Moreover, nationalism can’t be Christian. Nationalism calls for denying outsiders. These are the folks that are clamoring for a wall. These are the folks that are for tighter limits on refugees. These are the folks that want to cut off aid to our allies. These are the folks that are okay with Russia invading Ukraine. It’s hard to imagine any of that being Christian.

It certainly doesn’t jive with the fact that Jesus was in fact a refugee. It certainly doesn’t jive with the fact that he helped the helpless, cured the sick, and prayed with sinners. It doesn’t jive with any of that. So, either they are committed to Christianity or they are committed to nationalism. They cannot be committed to both because the term “Christian Nationalist” is an oxymoron.

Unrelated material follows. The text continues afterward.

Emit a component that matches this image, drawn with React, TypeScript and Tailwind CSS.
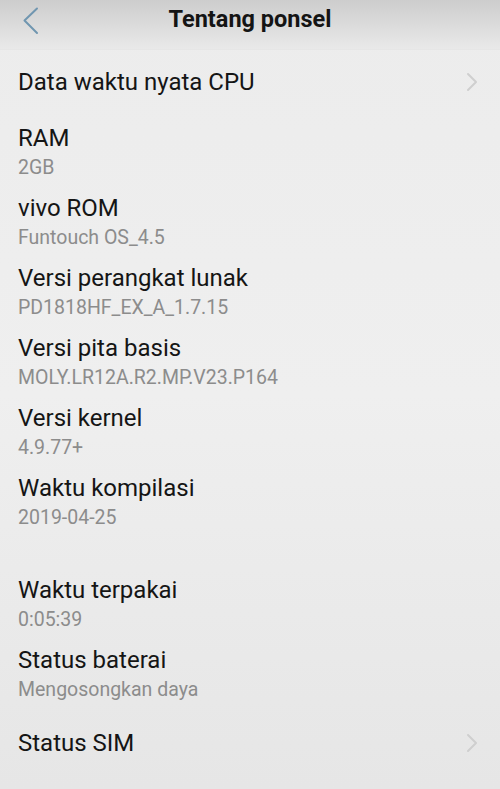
import React from 'react';

const items = [
  { title: 'RAM', value: '2GB' },
  { title: 'vivo ROM', value: 'Funtouch OS_4.5' },
  { title: 'Versi perangkat lunak', value: 'PD1818HF_EX_A_1.7.15' },
  { title: 'Versi pita basis', value: 'MOLY.LR12A.R2.MP.V23.P164' },
  { title: 'Versi kernel', value: '4.9.77+' },
  { title: 'Waktu kompilasi', value: '2019-04-25' },
];

const status = [
  { title: 'Waktu terpakai', value: '0:05:39' },
  { title: 'Status baterai', value: 'Mengosongkan daya' },
];

function Chevron() {
  return (
    <svg width="12" height="20" viewBox="0 0 12 20" fill="none">
      <path d="M2 2l8 8-8 8" stroke="#cfcfcf" strokeWidth="2" strokeLinecap="round" strokeLinejoin="round" />
    </svg>
  );
}

function InfoItem({ title, value }: { title: string; value: string }) {
  return (
    <div className="h-[70px] px-[18px]">
      <div className="text-[24px] leading-[30px] text-[#151515]">{title}</div>
      <div className="text-[19.5px] leading-[30px] text-[#8c8c8c]">{value}</div>
    </div>
  );
}

export default function App() {
  return (
    <div
      className="w-[500px] h-[789px] overflow-hidden bg-gradient-to-b from-[#ececec] via-[#efefef] to-[#e6e6e6]"
      style={{ fontFamily: 'Roboto, "Noto Sans", sans-serif' }}
    >
      <div className="relative h-[50px] flex items-center justify-center border-b border-[#e6e6e6] bg-gradient-to-b from-[#cdcdcd] to-[#e9e9e9]">
        <svg className="absolute left-[22px] top-[7px]" width="18" height="28" viewBox="0 0 18 28" fill="none">
          <path d="M15 1.5L2.5 13.5 15 26" stroke="#7096b0" strokeWidth="2" strokeLinecap="round" strokeLinejoin="round" />
        </svg>
        <h1 className="text-[23.5px] font-bold text-[#141414] -mt-[10px]">Tentang ponsel</h1>
      </div>

      <div className="h-[64px] flex items-center justify-between pl-[18px] pr-[22px]">
        <span className="text-[24px] text-[#151515]">Data waktu nyata CPU</span>
        <Chevron />
      </div>

      <div className="pt-[9px]">
        {items.map(i => (
          <InfoItem key={i.title} title={i.title} value={i.value} />
        ))}
      </div>

      <div className="h-[32px]" />

      <div>
        {status.map(i => (
          <InfoItem key={i.title} title={i.title} value={i.value} />
        ))}
      </div>

      <div className="h-[56px] flex items-center justify-between pl-[18px] pr-[22px]">
        <span className="text-[24px] text-[#151515]">Status SIM</span>
        <Chevron />
      </div>
    </div>
  );
}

Of course, that leaves the rest of us a choice. We have to ask ourselves what we are most committed to. There are times when we all want America to be more selfish and to solve our own problems first. There are times when we think we can’t accommodate more people here. There are times where we wish those people that seem to mooch off of the government tit would pick themselves by their own bootstraps. We may think all of these things from time to time, but none of them make us better Christians. They hardly make us Christian at all.

So, we have to make a choice between the better angels of our nature and the demons that make us the worst. Christian nationalism sounds wonderful before you stop to think about what you are actually talking about. We can be Christian. We can be nationalists. We cannot be both.